> Directive
Will you output all of the data below exactly, omitting the images?

> Material provided
#####
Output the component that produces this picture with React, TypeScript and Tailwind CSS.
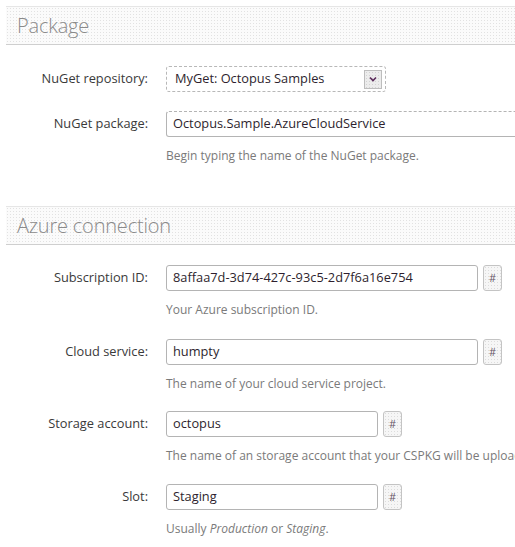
import React from "react";

const font = { fontFamily: '"Open Sans", "Noto Sans", sans-serif' };

function SectionHeader({ title }: { title: string }) {
  return (
    <div className="ml-[6px] h-[39px] border-t border-b border-t-[#e6e6e6] border-b-[#cfcfcf] bg-[#fbfbfb] bg-[radial-gradient(#e2e2e2_0.8px,transparent_0.9px)] bg-[length:3px_3px] flex items-center pl-[11px]">
      <span className="text-[20px] font-light text-[#8a8a8a] tracking-[-0.2px]">{title}</span>
    </div>
  );
}

function HashButton() {
  return (
    <button className="ml-[5px] shrink-0 w-[19px] h-[26px] rounded-[3px] border border-[#c4c4c4] bg-[#f6f6f6] bg-[radial-gradient(#dcdcdc_0.8px,transparent_0.9px)] bg-[length:3px_3px] text-[11px] text-[#6b5a6b] flex items-center justify-center">
      #
    </button>
  );
}

function Row({ label, children }: { label: string; children: React.ReactNode }) {
  return (
    <div className="flex items-center h-[26px]">
      <label className="w-[148px] shrink-0 text-right text-[12.8px] text-[#3a3a3a]">{label}</label>
      <div className="ml-[18px] flex items-center shrink-0">{children}</div>
    </div>
  );
}

function Help({ children }: { children: React.ReactNode }) {
  return (
    <p className="ml-[166px] mt-[11px] h-[16px] leading-[16px] text-[12px] text-[#7a7a7a] whitespace-nowrap">
      {children}
    </p>
  );
}

function TextBox({ value, width }: { value: string; width: string }) {
  return (
    <div className={`${width} shrink-0 h-[26px] rounded-[3px] border border-[#b4b4b4] bg-white px-[6px] flex items-center text-[12.8px] text-[#2e1f2e] whitespace-nowrap overflow-hidden`}>
      {value}
    </div>
  );
}

export default function App() {
  return (
    <div className="w-[515px] h-[547px] bg-white overflow-hidden pt-[6px]" style={font}>
      <SectionHeader title="Package" />

      <div className="mt-[21px]">
        <Row label="NuGet repository:">
          <div className="w-[220px] h-[26px] rounded-[3px] border border-dashed border-[#b8b8b8] bg-white flex items-center justify-between pl-[8px] pr-[3px] text-[12.8px] text-[#2e1f2e]">
            <span>MyGet: Octopus Samples</span>
            <span className="w-[18px] h-[19px] border border-[#bdbdbd] bg-[#ececec] bg-[radial-gradient(#d2d2d2_0.8px,transparent_0.9px)] bg-[length:3px_3px] flex items-center justify-center">
              <svg width="8" height="6" viewBox="0 0 8 6">
                <path d="M1 1.5 L4 4.5 L7 1.5" stroke="#5a2a5a" strokeWidth="1.6" fill="none" />
              </svg>
            </span>
          </div>
        </Row>
      </div>

      <div className="mt-[19px]">
        <Row label="NuGet package:">
          <div className="w-[360px] h-[26px] rounded-l-[3px] border border-[#b4b4b4] [border-top-style:dashed] bg-white px-[6px] flex items-center text-[12.8px] text-[#2e1f2e] whitespace-nowrap">
            Octopus.Sample.AzureCloudService
          </div>
        </Row>
        <Help>Begin typing the name of the NuGet package.</Help>
      </div>

      <div className="mt-[42px]">
        <SectionHeader title="Azure connection" />
      </div>

      <div className="mt-[20px]">
        <Row label="Subscription ID:">
          <TextBox value="8affaa7d-3d74-427c-93c5-2d7f6a16e754" width="w-[312px]" />
          <HashButton />
        </Row>
        <Help>Your Azure subscription ID.</Help>
      </div>

      <div className="mt-[21px]">
        <Row label="Cloud service:">
          <TextBox value="humpty" width="w-[312px]" />
          <HashButton />
        </Row>
        <Help>The name of your cloud service project.</Help>
      </div>

      <div className="mt-[19px]">
        <Row label="Storage account:">
          <TextBox value="octopus" width="w-[212px]" />
          <HashButton />
        </Row>
        <Help>The name of an storage account that your CSPKG will be uploaded to.</Help>
      </div>

      <div className="mt-[20px]">
        <Row label="Slot:">
          <TextBox value="Staging" width="w-[212px]" />
          <HashButton />
        </Row>
        <Help>
          Usually <em>Production</em> or <em>Staging</em>.
        </Help>
      </div>
    </div>
  );
}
#####
> Result for this exercise
Output the component that produces this picture with React, TypeScript and Tailwind CSS.
import React from "react";

const font = { fontFamily: '"Open Sans", "Noto Sans", sans-serif' };

function SectionHeader({ title }: { title: string }) {
  return (
    <div className="ml-[6px] h-[39px] border-t border-b border-t-[#e6e6e6] border-b-[#cfcfcf] bg-[#fbfbfb] bg-[radial-gradient(#e2e2e2_0.8px,transparent_0.9px)] bg-[length:3px_3px] flex items-center pl-[11px]">
      <span className="text-[20px] font-light text-[#8a8a8a] tracking-[-0.2px]">{title}</span>
    </div>
  );
}

function HashButton() {
  return (
    <button className="ml-[5px] shrink-0 w-[19px] h-[26px] rounded-[3px] border border-[#c4c4c4] bg-[#f6f6f6] bg-[radial-gradient(#dcdcdc_0.8px,transparent_0.9px)] bg-[length:3px_3px] text-[11px] text-[#6b5a6b] flex items-center justify-center">
      #
    </button>
  );
}

function Row({ label, children }: { label: string; children: React.ReactNode }) {
  return (
    <div className="flex items-center h-[26px]">
      <label className="w-[148px] shrink-0 text-right text-[12.8px] text-[#3a3a3a]">{label}</label>
      <div className="ml-[18px] flex items-center shrink-0">{children}</div>
    </div>
  );
}

function Help({ children }: { children: React.ReactNode }) {
  return (
    <p className="ml-[166px] mt-[11px] h-[16px] leading-[16px] text-[12px] text-[#7a7a7a] whitespace-nowrap">
      {children}
    </p>
  );
}

function TextBox({ value, width }: { value: string; width: string }) {
  return (
    <div className={`${width} shrink-0 h-[26px] rounded-[3px] border border-[#b4b4b4] bg-white px-[6px] flex items-center text-[12.8px] text-[#2e1f2e] whitespace-nowrap overflow-hidden`}>
      {value}
    </div>
  );
}

export default function App() {
  return (
    <div className="w-[515px] h-[547px] bg-white overflow-hidden pt-[6px]" style={font}>
      <SectionHeader title="Package" />

      <div className="mt-[21px]">
        <Row label="NuGet repository:">
          <div className="w-[220px] h-[26px] rounded-[3px] border border-dashed border-[#b8b8b8] bg-white flex items-center justify-between pl-[8px] pr-[3px] text-[12.8px] text-[#2e1f2e]">
            <span>MyGet: Octopus Samples</span>
            <span className="w-[18px] h-[19px] border border-[#bdbdbd] bg-[#ececec] bg-[radial-gradient(#d2d2d2_0.8px,transparent_0.9px)] bg-[length:3px_3px] flex items-center justify-center">
              <svg width="8" height="6" viewBox="0 0 8 6">
                <path d="M1 1.5 L4 4.5 L7 1.5" stroke="#5a2a5a" strokeWidth="1.6" fill="none" />
              </svg>
            </span>
          </div>
        </Row>
      </div>

      <div className="mt-[19px]">
        <Row label="NuGet package:">
          <div className="w-[360px] h-[26px] rounded-l-[3px] border border-[#b4b4b4] [border-top-style:dashed] bg-white px-[6px] flex items-center text-[12.8px] text-[#2e1f2e] whitespace-nowrap">
            Octopus.Sample.AzureCloudService
          </div>
        </Row>
        <Help>Begin typing the name of the NuGet package.</Help>
      </div>

      <div className="mt-[42px]">
        <SectionHeader title="Azure connection" />
      </div>

      <div className="mt-[20px]">
        <Row label="Subscription ID:">
          <TextBox value="8affaa7d-3d74-427c-93c5-2d7f6a16e754" width="w-[312px]" />
          <HashButton />
        </Row>
        <Help>Your Azure subscription ID.</Help>
      </div>

      <div className="mt-[21px]">
        <Row label="Cloud service:">
          <TextBox value="humpty" width="w-[312px]" />
          <HashButton />
        </Row>
        <Help>The name of your cloud service project.</Help>
      </div>

      <div className="mt-[19px]">
        <Row label="Storage account:">
          <TextBox value="octopus" width="w-[212px]" />
          <HashButton />
        </Row>
        <Help>The name of an storage account that your CSPKG will be uploaded to.</Help>
      </div>

      <div className="mt-[20px]">
        <Row label="Slot:">
          <TextBox value="Staging" width="w-[212px]" />
          <HashButton />
        </Row>
        <Help>
          Usually <em>Production</em> or <em>Staging</em>.
        </Help>
      </div>
    </div>
  );
}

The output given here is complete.